Labradford: E luxo so

Labradford: E luxo so

Because slow, subtle drones are Labradford's definitive trait, the Virginia trio would seem to be stuck in ambient purgatory. Get any faster or louder and you become something you're not; get any quieter or more restrained and the music vanishes altogether. Still, Labradford has bucked the odds by finding ways to make its simple music grow without abandoning its minimalist roots. E luxo so is the group's fifth full-length album, and a casual listen won't evince any new elements in the mix. Dig just a bit deeper into the album's six songs, though, and details begin to emerge.
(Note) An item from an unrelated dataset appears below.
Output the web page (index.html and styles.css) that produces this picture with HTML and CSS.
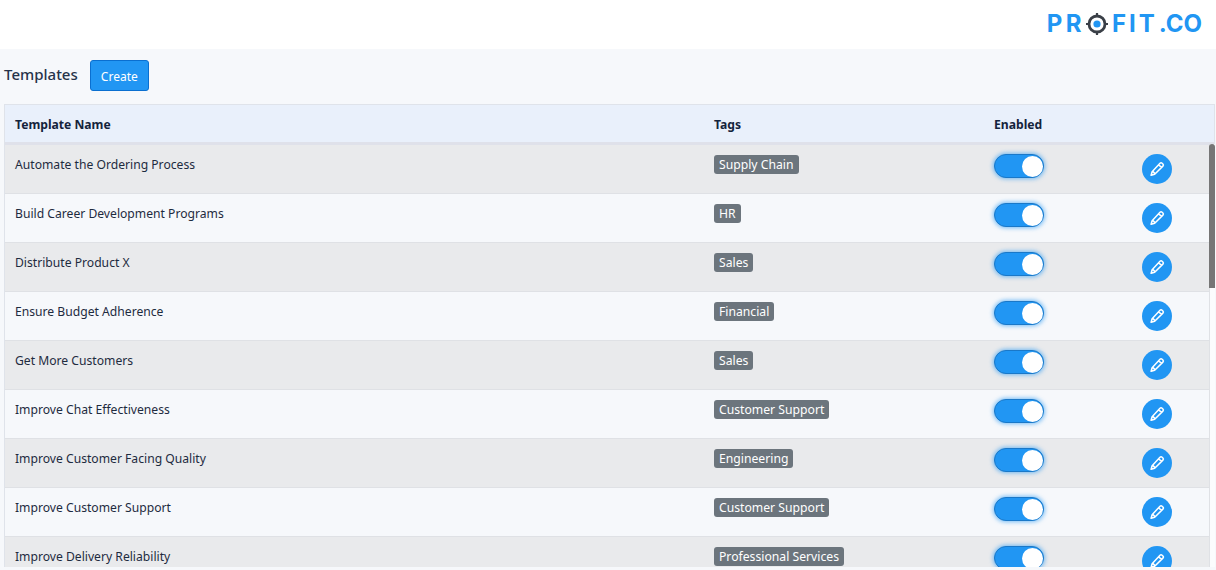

While languid lead-guitar lines and gently intoning bass notes are still the melodic focal point—if focus isn't too strong a notion for music this sleepy-eyed and lugubrious—more is being done with treated percussion loops and dubby effects, both hallmarks of Mark Nelson's side project Pan-American. E luxo so is subtly more interesting than the group's previous album, Mi Media Naranja: Acoustic piano often replaces gritty analog synths or organ, and the music is frequently enhanced by such stately touches as strings and dulcimers. If anything, E luxo so is Labradford's most overt move yet toward ambient music: The absence of vocals connects the fragmentary pieces even more clearly to such musicians as pianist Harold Budd or such works as Brian Eno's Music For Films series, where the factor that separates one song from another is ultimately just the scant few seconds between the end of the first and the beginning of the next. Like all good ambient music, E luxo so proves as engrossing as listening music as it is pleasant as background music, and though the menace of Labradford's past works still lingers, the results this time are more mature. E luxo so wiggles and moves gracefully like a living organism, pulsing hypnotically like a heartbeat and glowing moderately like the light of the sun reflecting off the moon.